Diffusion Models for Cayley Graphs
Michael R. Douglas, Kit Fraser-Taliente
TL;DR
This paper reframes navigation problems on Cayley graphs, including generalized Rubiks cubes, as diffusion processes with a forward exploration and a backward search toward a goal. A score-based neural model sigma_{ heta,t} is learned to approximate the score between consecutive states, enabling a reverse diffusion to reach the target from a starting state. The authors introduce a reversed score ansatz that directly ties the forward transition to the learned reverse scores, leading to improved exploration and shorter solution paths in experiments.

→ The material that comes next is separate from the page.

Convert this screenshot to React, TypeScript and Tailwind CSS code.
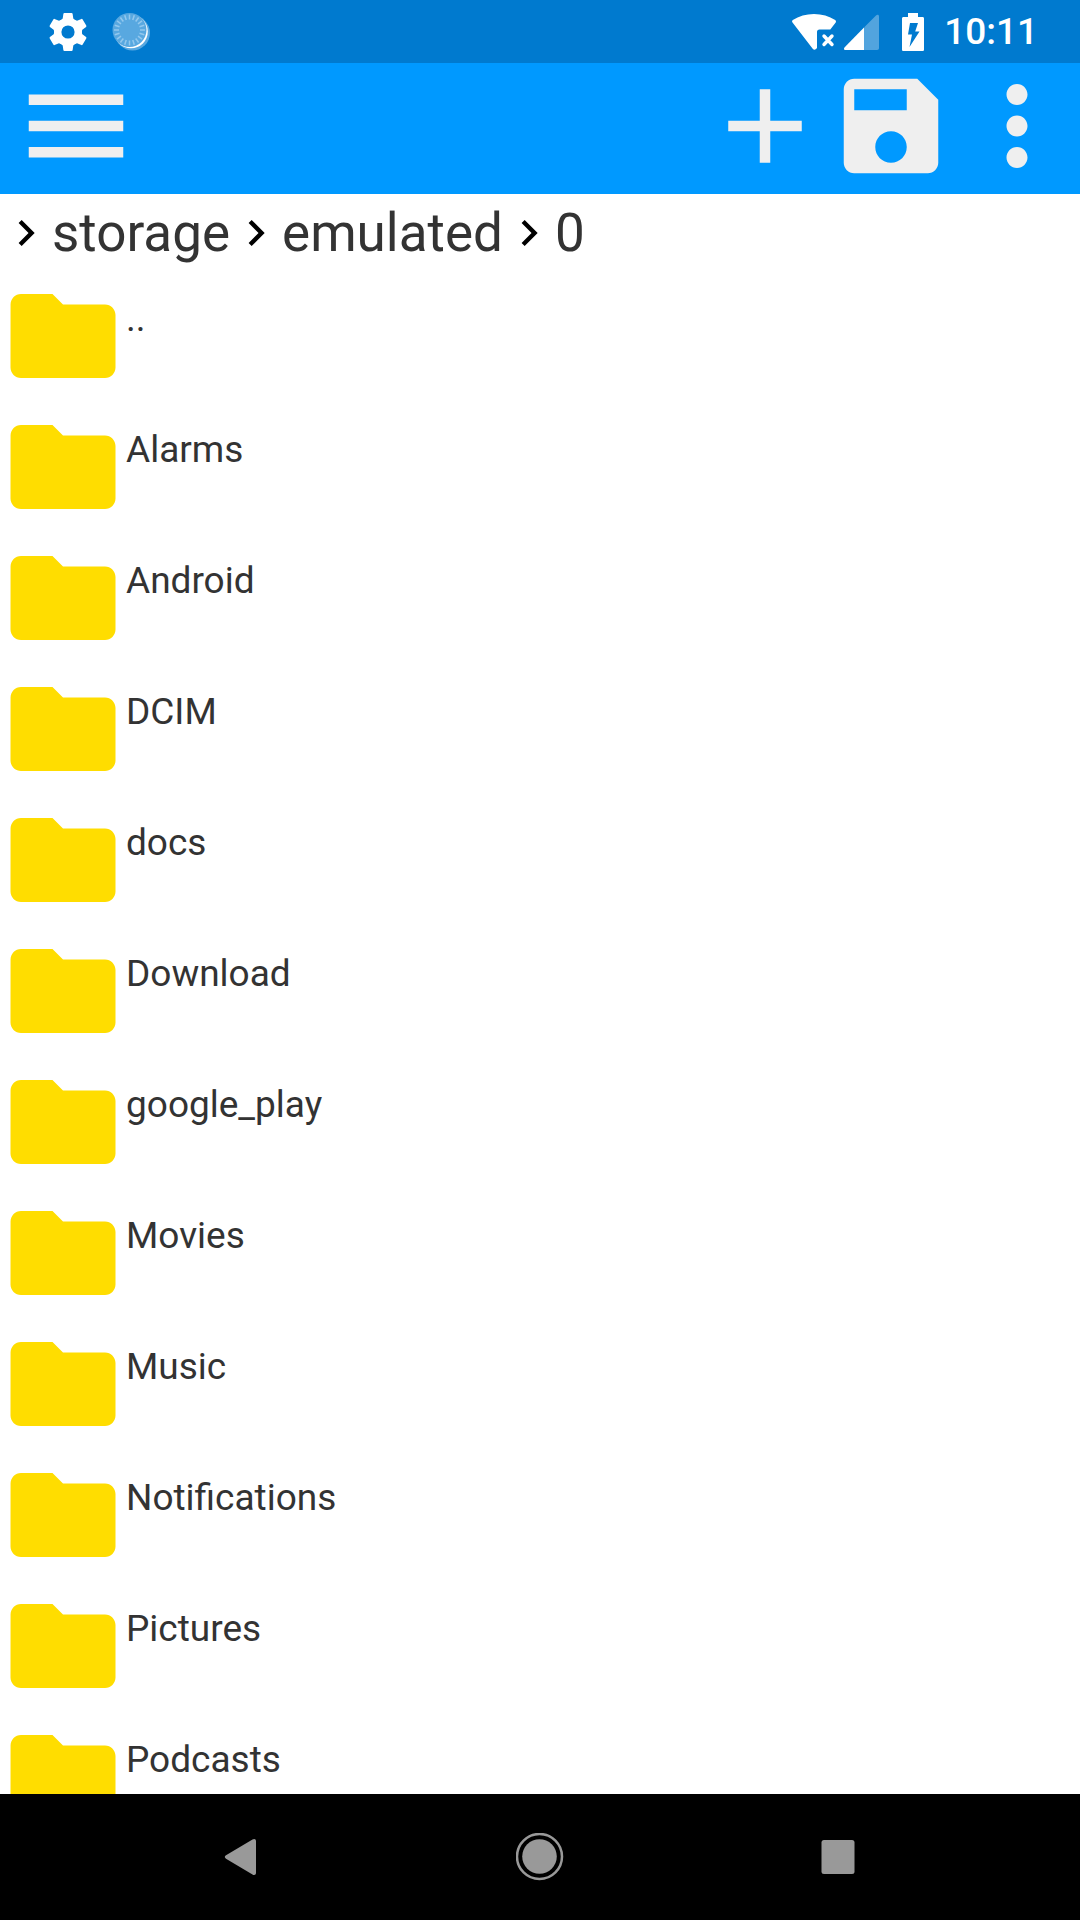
import { Fragment } from 'react';

const PATH = ['storage', 'emulated', '0'];

const FOLDERS = [
  '..',
  'Alarms',
  'Android',
  'DCIM',
  'docs',
  'Download',
  'google_play',
  'Movies',
  'Music',
  'Notifications',
  'Pictures',
  'Podcasts',
];

// 24x24 glyphs
const ICONS = {
  menu: 'M3 18h18v-2H3v2zm0-5h18v-2H3v2zm0-7v2h18V6H3z',
  add: 'M19 13h-6v6h-2v-6H5v-2h6V5h2v6h6v2z',
  save: 'M17 3H5c-1.11 0-2 .9-2 2v14c0 1.1.89 2 2 2h14c1.1 0 2-.9 2-2V7l-4-4zm-5 16c-1.66 0-3-1.34-3-3s1.34-3 3-3 3 1.34 3 3-1.34 3-3 3zm3-10H5V5h10v4z',
  more: 'M12 8c1.1 0 2-.9 2-2s-.9-2-2-2-2 .9-2 2 .9 2 2 2zm0 2c-1.1 0-2 .9-2 2s.9 2 2 2 2-.9 2-2-.9-2-2-2zm0 6c-1.1 0-2 .9-2 2s.9 2 2 2 2-.9 2-2-.9-2-2-2z',
  chevron: 'M10 6L8.59 7.41 13.17 12l-4.58 4.59L10 18l6-6z',
  folder: 'M10 4H4c-1.1 0-1.99.9-1.99 2L2 18c0 1.1.9 2 2 2h16c1.1 0 2-.9 2-2V8c0-1.1-.9-2-2-2h-8l-2-2z',
};

function Icon({ name, className }: { name: keyof typeof ICONS; className: string }) {
  return (
    <svg viewBox="0 0 24 24" fill="currentColor" className={`shrink-0 ${className}`} aria-hidden="true">
      <path d={ICONS[name]} />
    </svg>
  );
}

function SettingsIcon() {
  return (
    <svg viewBox="-23 -23 46 46" className="size-[46px]" fill="currentColor" aria-hidden="true">
      <circle r="10.300" fill="none" stroke="currentColor" strokeWidth="7.400" />
      {[0, 60, 120, 180, 240, 300].map((angle) => (
        <path
          key={angle}
          d="M-7 -11.500L-5.300 -13.500L-4.600 -18.200Q-4.400 -19 -3.600 -19H3.600Q4.400 -19 4.600 -18.200L5.300 -13.500L7 -11.500z"
          transform={`rotate(${angle})`}
        />
      ))}
    </svg>
  );
}

function SyncIcon() {
  return (
    <svg viewBox="0 0 40 40" className="size-10" aria-hidden="true">
      <circle cx="21.500" cy="21" r="17.500" fill="#58a8e0" />
      <circle cx="20" cy="19.500" r="16.800" fill="#fff" />
      <circle cx="18.500" cy="18" r="17" fill="#58a8e0" />
      {Array.from({ length: 20 }, (_, i) => (
        <path
          key={i}
          d="M18.500 2.500v5"
          stroke="#93c8ee"
          strokeWidth="1.500"
          transform={`rotate(${i * 18} 18.500 18)`}
        />
      ))}
    </svg>
  );
}

function StatusBar() {
  return (
    <div className="flex h-[63px] shrink-0 items-center justify-between bg-[#007acf] px-[45px] pr-[42px] text-white">
      <div className="flex items-center gap-5">
        <SettingsIcon />
        <SyncIcon />
      </div>
      <div className="flex items-center">
        <svg viewBox="0 0 44 40" className="mr-2 h-10 w-11" fill="currentColor" aria-hidden="true">
          <path d="M.7 10.8C-.2 9.7-.2 8.800.8 8 7 4 14 2 22 2s15 2 21.200 6c1 .8 1 1.700.3 2.800l-5.200 6.700H27.500c-1.600 0-2.500.9-2.500 2.500V36l-1 1c-1.200 1.100-2.200 1-3.300-.3z" />
          <path d="M32 24l8 8.500M40 24l-8 8.500" stroke="currentColor" strokeWidth="3.400" strokeLinecap="round" />
        </svg>
        <svg viewBox="0 0 36 40" className="mr-[22px] h-10 w-9" fill="currentColor" aria-hidden="true">
          <path d="M20 15.500L32 3.500c1.500-1.300 3-.8 3 1.200v31.300c0 1.300-.7 2-2 2H20z" opacity=".32" />
          <path d="M20 15.500V38H1.500C-.2 38-.5 36.500.7 35.200z" />
        </svg>
        <svg viewBox="0 0 22 40" className="mr-5 h-10 w-[22px]" fill="currentColor" aria-hidden="true">
          <path
            fillRule="evenodd"
            d="M6 1h10v4h4.500c1 0 1.500.6 1.500 1.500v31c0 1-.6 1.500-1.500 1.500h-19C.6 39 0 38.500 0 37.500v-31C0 5.600.6 5 1.500 5H6zM8 11L6 22.500h4L7.500 35l10-15.500H13.200L16 11z"
          />
        </svg>
        <span className="text-[37px] leading-[44px] font-medium">10:11</span>
      </div>
    </div>
  );
}

function Toolbar() {
  return (
    <header className="flex h-[131px] shrink-0 items-start bg-[#0099ff] text-[#efefef]">
      <button type="button" aria-label="Menu" className="ml-[13px]">
        <Icon name="menu" className="size-[126px]" />
      </button>
      <button type="button" aria-label="Add" className="ml-auto">
        <Icon name="add" className="size-[126px]" />
      </button>
      <button type="button" aria-label="Save">
        <Icon name="save" className="size-[126px]" />
      </button>
      <button type="button" aria-label="More options">
        <Icon name="more" className="size-[126px]" />
      </button>
    </header>
  );
}

function Breadcrumbs() {
  return (
    <nav className="flex h-[79px] shrink-0 items-center pb-[2px] text-[53px] leading-[62px]">
      {PATH.map((part) => (
        <Fragment key={part}>
          <Icon name="chevron" className="size-[52px] text-black" />
          <a href="#">{part}</a>
        </Fragment>
      ))}
    </nav>
  );
}

function NavBar() {
  return (
    <div className="flex h-[126px] shrink-0 bg-black px-[92px] text-[#999]">
      <button type="button" aria-label="Back" className="flex flex-1 items-center justify-center">
        <svg viewBox="0 0 48 48" className="size-12" fill="currentColor" aria-hidden="true">
          <path d="M9 22.300L35.500 6.600c1.900-1.100 3.500-.4 3.500 1.700v31.400c0 2.100-1.600 2.800-3.500 1.700L9 25.700c-1.600-1-1.600-2.400 0-3.400z" />
        </svg>
      </button>
      <button type="button" aria-label="Home" className="flex flex-1 items-center justify-center">
        <svg viewBox="0 0 48 48" className="size-12" fill="currentColor" aria-hidden="true">
          <circle cx="23.500" cy="23.500" r="17.300" />
          <circle cx="23.500" cy="23.500" r="22.500" fill="none" stroke="currentColor" strokeWidth="2.500" />
        </svg>
      </button>
      <button type="button" aria-label="Recent apps" className="flex flex-1 items-center justify-center">
        <svg viewBox="0 0 48 48" className="size-12" fill="currentColor" aria-hidden="true">
          <rect x="6.500" y="7" width="33" height="34" rx="2.500" />
        </svg>
      </button>
    </div>
  );
}

export default function App() {
  return (
    <div className="flex h-screen flex-col overflow-hidden bg-white font-[Roboto,sans-serif] text-[#333]">
      <StatusBar />
      <Toolbar />
      <Breadcrumbs />
      <ul className="min-h-0 flex-1 overflow-hidden">
        {FOLDERS.map((name) => (
          <li key={name}>
            <button type="button" className="flex h-[131px] w-full items-start text-left">
              <Icon name="folder" className="size-[126px] text-[#ffdd00]" />
              <span className="pt-6 text-[37px] leading-[44px]">{name}</span>
            </button>
          </li>
        ))}
      </ul>
      <NavBar />
    </div>
  );
}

They demonstrate the approach on Rubiks cubes and a SL_2(z_p) instance, show how varying the forward process can enhance exploration, and discuss extensions to group actions and multiple targets with avenues for future work.
Abstract
We review the problem of finding paths in Cayley graphs of groups and group actions, using the Rubik's cube as an example, and we list several more examples of significant mathematical interest. We then show how to formulate these problems in the framework of diffusion models. The exploration of the graph is carried out by the forward process, while finding the target nodes is done by the inverse backward process. This systematizes the discussion and suggests many generalizations. To improve exploration, we propose a ``reversed score'' ansatz which substantially improves over previous comparable algorithms.